### DESCRIPTION OF THE TASK
Using the data below, gather each line that includes the word "image".

==== DATA IN THIS EXERCISE

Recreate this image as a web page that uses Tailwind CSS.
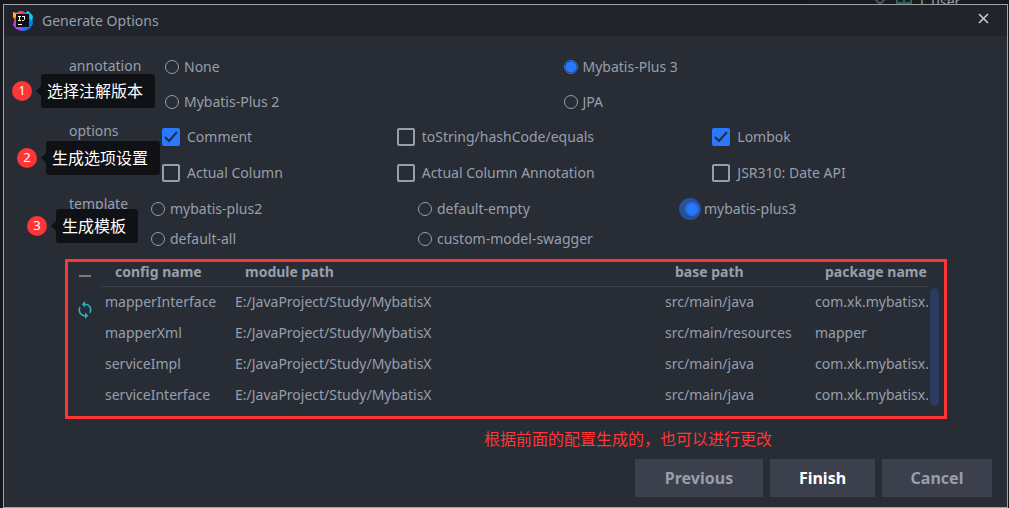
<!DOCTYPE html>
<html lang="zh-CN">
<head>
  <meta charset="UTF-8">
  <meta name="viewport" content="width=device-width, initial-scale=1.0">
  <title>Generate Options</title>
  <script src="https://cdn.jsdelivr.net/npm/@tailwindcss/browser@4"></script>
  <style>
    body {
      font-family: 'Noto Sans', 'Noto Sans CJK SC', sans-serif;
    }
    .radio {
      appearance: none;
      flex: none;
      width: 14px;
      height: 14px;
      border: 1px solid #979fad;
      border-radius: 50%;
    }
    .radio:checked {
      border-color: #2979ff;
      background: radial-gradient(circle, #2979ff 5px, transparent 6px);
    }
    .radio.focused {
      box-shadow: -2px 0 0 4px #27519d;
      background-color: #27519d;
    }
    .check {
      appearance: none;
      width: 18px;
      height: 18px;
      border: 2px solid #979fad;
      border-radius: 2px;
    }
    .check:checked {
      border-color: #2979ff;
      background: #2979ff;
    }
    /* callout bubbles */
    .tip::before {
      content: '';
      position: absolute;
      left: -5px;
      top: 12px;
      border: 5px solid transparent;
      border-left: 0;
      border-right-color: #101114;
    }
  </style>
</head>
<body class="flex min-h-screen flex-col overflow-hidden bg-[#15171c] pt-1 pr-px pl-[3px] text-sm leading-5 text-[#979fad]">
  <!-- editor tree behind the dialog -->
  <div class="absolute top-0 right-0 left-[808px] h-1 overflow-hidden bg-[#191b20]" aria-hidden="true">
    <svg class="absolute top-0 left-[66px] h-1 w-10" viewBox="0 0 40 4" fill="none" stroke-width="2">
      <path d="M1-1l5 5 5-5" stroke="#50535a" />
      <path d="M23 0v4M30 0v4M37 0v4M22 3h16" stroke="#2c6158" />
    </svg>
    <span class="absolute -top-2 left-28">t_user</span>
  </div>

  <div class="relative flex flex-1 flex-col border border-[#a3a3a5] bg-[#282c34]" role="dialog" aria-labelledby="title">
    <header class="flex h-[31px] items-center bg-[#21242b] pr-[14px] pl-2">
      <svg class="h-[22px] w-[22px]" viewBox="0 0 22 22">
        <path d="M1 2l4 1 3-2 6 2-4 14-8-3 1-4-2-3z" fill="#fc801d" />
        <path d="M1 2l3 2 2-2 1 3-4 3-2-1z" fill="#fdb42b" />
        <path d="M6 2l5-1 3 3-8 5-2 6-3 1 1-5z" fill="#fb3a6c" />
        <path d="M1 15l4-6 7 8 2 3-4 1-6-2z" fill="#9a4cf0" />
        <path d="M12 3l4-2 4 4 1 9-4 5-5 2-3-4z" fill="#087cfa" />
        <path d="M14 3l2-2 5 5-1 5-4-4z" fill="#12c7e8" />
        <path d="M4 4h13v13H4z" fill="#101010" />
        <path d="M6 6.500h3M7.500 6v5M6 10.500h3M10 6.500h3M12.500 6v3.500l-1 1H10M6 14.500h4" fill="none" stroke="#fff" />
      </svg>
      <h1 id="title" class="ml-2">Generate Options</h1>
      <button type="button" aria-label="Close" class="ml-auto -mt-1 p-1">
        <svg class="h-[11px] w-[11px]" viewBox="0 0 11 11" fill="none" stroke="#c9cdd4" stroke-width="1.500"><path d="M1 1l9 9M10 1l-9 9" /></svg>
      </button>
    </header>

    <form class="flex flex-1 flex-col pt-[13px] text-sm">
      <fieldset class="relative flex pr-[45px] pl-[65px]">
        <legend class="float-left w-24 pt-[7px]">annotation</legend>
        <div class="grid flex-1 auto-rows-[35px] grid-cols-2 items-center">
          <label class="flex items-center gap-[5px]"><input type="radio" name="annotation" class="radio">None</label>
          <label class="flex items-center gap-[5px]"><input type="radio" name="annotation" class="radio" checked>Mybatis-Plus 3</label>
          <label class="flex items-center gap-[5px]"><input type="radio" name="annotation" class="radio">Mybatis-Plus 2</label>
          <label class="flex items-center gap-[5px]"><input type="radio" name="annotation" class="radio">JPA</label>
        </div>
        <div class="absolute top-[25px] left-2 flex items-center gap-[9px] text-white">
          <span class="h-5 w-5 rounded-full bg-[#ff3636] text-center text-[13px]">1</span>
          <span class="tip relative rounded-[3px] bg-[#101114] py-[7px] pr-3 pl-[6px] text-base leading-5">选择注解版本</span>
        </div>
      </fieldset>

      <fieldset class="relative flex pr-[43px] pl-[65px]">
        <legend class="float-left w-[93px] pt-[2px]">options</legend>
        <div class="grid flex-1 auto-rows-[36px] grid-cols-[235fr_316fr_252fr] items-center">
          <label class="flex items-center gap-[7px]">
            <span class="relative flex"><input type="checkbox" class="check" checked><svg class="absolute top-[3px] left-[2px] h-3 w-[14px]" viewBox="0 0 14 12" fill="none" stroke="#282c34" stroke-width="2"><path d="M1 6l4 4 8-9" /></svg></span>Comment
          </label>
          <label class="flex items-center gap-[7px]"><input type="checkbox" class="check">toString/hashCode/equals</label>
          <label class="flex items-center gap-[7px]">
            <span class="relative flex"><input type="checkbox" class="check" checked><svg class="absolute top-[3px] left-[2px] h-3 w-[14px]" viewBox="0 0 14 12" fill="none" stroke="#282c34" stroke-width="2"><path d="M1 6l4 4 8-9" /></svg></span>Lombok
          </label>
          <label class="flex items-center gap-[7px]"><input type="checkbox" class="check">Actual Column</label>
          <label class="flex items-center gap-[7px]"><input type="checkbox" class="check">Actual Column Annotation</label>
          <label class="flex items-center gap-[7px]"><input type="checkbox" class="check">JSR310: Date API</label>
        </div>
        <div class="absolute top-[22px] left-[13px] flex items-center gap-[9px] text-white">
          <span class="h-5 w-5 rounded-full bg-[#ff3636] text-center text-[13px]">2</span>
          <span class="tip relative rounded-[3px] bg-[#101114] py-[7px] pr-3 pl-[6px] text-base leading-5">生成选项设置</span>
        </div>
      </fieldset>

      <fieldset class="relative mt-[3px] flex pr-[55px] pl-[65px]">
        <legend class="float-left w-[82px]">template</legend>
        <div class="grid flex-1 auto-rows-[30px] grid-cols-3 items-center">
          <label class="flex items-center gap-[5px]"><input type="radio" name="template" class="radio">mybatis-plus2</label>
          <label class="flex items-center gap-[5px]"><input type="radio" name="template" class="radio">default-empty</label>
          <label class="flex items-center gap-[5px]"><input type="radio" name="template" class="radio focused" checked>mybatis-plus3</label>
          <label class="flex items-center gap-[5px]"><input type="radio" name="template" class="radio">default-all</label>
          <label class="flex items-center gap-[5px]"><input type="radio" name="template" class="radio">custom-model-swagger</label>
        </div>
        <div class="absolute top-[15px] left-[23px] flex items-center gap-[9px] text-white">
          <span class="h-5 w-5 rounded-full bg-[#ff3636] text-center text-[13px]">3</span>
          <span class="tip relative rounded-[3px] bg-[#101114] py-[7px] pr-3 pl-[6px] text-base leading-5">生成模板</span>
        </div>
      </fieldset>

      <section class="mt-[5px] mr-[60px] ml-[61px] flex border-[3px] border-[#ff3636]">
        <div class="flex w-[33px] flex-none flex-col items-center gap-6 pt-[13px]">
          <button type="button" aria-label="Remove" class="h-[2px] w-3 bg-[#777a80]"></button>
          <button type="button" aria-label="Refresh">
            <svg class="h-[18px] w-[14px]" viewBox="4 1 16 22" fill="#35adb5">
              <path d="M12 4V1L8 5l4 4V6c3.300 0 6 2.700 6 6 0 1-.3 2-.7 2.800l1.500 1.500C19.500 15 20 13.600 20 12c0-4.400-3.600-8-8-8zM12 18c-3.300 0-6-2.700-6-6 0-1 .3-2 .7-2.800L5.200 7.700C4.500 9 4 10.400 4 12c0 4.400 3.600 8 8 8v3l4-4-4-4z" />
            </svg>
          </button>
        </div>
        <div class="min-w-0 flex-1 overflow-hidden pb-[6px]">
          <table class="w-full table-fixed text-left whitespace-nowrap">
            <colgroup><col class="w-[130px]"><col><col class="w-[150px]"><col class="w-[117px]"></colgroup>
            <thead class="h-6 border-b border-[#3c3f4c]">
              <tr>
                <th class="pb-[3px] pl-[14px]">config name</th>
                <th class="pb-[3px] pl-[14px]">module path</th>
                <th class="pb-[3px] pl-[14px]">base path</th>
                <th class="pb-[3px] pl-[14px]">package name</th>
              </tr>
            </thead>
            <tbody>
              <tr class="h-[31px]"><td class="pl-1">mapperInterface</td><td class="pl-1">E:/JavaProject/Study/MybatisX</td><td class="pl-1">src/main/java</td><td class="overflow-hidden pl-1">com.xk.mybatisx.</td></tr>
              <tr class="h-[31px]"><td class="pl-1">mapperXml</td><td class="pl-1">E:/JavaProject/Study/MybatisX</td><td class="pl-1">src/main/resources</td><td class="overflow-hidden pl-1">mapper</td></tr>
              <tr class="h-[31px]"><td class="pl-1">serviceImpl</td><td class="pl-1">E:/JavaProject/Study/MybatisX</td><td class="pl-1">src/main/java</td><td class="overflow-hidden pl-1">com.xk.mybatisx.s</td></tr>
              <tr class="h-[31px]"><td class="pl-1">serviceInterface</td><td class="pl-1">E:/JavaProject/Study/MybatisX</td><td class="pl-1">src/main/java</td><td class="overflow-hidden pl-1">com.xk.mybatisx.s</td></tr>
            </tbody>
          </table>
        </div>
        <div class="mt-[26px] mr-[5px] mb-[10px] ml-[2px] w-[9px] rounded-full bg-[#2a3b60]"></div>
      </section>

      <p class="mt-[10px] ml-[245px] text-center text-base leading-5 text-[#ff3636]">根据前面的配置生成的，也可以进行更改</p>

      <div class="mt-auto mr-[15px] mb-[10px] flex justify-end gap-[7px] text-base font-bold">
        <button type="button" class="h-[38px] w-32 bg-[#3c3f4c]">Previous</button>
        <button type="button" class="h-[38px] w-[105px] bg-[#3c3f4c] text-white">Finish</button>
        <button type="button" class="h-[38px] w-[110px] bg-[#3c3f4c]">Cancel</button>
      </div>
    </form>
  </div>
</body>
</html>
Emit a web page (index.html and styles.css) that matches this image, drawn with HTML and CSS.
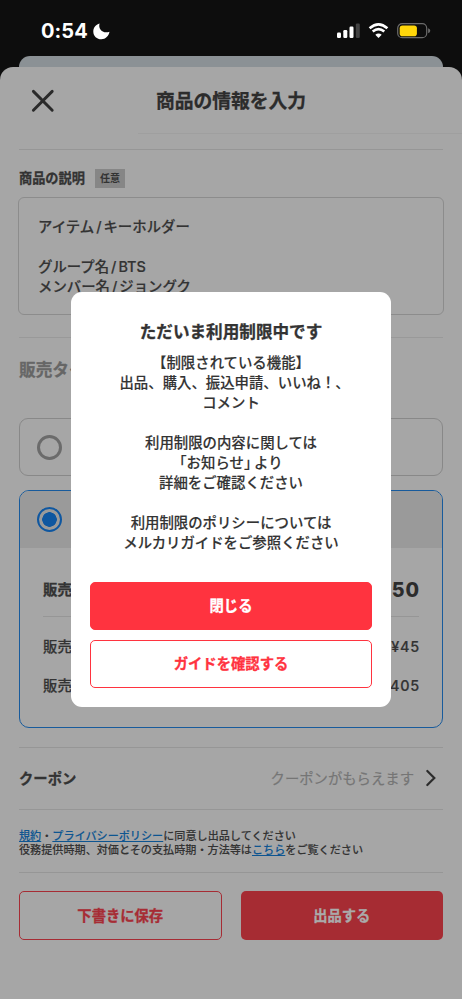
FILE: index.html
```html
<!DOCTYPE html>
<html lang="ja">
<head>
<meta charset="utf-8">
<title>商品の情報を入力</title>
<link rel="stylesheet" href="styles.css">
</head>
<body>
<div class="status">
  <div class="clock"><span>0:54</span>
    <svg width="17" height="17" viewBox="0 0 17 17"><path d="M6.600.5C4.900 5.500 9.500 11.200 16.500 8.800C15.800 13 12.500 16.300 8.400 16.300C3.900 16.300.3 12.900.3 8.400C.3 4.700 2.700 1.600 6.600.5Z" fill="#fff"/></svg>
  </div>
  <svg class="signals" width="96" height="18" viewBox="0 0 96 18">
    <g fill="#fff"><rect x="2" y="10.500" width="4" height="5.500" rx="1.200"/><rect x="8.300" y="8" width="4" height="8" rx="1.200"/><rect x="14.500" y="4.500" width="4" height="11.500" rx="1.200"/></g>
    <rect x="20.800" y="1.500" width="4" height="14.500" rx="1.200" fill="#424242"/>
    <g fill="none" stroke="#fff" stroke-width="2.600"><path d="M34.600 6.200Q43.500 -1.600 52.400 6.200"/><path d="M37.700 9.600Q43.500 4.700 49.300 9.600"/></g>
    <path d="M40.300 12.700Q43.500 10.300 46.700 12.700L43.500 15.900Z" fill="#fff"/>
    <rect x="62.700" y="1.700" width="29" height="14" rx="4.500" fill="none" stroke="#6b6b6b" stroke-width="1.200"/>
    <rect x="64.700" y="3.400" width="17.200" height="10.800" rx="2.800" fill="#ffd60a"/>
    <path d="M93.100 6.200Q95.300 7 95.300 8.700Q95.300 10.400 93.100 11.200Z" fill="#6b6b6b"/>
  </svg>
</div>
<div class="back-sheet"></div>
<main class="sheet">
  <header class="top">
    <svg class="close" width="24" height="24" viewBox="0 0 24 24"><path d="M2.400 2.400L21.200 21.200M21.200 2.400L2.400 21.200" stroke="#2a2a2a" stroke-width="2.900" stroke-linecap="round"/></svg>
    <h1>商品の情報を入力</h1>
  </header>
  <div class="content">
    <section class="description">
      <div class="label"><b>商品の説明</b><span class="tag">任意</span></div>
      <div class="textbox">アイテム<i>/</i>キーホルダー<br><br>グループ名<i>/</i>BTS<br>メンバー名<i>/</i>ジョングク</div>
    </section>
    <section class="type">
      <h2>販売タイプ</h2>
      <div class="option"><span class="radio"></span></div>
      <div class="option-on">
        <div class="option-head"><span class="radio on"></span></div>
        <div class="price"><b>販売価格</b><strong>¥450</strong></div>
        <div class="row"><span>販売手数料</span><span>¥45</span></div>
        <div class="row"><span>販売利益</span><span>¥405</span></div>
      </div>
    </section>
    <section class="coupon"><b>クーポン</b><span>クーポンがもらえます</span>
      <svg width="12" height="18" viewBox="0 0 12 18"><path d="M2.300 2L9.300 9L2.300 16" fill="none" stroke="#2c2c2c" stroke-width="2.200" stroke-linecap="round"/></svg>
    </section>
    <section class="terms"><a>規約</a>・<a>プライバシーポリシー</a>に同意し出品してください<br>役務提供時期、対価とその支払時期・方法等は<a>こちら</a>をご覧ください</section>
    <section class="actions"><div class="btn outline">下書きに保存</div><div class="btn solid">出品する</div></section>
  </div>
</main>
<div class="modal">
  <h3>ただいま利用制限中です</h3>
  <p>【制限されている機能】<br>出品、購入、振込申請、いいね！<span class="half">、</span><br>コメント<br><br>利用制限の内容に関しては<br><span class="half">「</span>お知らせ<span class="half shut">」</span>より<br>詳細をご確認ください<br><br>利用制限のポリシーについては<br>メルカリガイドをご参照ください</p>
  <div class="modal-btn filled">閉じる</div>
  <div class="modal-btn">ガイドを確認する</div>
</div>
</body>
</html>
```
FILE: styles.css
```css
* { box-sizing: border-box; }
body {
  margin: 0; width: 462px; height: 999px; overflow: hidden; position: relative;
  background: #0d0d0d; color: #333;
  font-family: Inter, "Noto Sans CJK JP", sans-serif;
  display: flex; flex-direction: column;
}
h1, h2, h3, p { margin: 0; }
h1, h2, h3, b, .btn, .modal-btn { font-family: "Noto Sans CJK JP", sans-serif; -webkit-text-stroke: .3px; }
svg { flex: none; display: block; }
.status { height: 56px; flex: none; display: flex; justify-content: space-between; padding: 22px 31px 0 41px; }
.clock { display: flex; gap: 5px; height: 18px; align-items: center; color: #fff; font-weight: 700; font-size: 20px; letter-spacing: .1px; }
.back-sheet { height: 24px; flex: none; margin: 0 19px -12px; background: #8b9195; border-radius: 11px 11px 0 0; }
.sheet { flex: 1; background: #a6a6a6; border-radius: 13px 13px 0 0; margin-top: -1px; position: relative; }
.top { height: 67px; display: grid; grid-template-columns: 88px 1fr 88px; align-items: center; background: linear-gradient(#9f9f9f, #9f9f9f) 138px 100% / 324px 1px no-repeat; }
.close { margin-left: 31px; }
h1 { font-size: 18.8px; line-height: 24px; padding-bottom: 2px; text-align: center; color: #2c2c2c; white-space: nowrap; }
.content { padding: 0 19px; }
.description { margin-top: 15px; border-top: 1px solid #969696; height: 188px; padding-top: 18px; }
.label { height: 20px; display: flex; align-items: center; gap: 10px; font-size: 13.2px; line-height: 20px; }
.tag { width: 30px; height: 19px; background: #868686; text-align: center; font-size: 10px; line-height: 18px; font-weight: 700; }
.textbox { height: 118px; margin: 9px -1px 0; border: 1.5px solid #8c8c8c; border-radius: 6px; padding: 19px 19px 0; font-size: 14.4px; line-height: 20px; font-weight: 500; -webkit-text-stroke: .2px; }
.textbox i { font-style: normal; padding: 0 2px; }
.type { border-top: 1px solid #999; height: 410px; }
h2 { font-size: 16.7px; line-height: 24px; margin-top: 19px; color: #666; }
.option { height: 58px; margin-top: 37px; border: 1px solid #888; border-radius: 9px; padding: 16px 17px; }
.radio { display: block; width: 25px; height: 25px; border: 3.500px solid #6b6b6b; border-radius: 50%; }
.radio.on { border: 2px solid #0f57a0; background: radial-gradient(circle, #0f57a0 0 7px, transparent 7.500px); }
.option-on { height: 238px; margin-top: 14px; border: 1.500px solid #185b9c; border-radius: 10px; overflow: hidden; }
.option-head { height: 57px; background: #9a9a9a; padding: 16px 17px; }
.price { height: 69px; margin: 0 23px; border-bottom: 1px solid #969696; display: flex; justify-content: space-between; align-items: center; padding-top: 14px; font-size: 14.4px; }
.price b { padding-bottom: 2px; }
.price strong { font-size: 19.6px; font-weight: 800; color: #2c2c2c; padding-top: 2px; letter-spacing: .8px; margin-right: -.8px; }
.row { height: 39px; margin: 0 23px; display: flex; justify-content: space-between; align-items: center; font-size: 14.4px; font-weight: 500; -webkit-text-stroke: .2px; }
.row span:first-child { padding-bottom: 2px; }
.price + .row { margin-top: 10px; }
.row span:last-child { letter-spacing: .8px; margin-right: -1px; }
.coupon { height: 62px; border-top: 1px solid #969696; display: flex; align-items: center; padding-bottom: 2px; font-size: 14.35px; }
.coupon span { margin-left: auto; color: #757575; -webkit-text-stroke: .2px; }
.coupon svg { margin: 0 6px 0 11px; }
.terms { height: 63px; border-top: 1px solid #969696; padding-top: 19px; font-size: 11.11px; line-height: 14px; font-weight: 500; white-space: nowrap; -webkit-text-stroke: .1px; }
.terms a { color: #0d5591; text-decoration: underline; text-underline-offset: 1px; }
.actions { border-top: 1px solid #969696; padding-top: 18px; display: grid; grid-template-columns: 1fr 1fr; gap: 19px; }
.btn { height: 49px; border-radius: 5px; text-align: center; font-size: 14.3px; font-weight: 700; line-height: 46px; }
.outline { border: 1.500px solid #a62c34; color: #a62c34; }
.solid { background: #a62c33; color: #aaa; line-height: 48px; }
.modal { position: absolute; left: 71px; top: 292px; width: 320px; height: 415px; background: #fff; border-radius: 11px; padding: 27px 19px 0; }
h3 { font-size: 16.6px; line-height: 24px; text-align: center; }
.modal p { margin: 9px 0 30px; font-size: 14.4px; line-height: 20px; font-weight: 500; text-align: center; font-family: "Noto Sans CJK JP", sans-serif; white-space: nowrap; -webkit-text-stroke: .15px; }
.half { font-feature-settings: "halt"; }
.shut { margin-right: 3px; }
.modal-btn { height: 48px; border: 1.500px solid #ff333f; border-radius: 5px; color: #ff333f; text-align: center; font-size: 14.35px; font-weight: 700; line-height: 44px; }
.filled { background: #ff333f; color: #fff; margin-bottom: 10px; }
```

========

### FINAL RESULT
Recreate this image as a web page that uses Tailwind CSS.
Emit a web page (index.html and styles.css) that matches this image, drawn with HTML and CSS.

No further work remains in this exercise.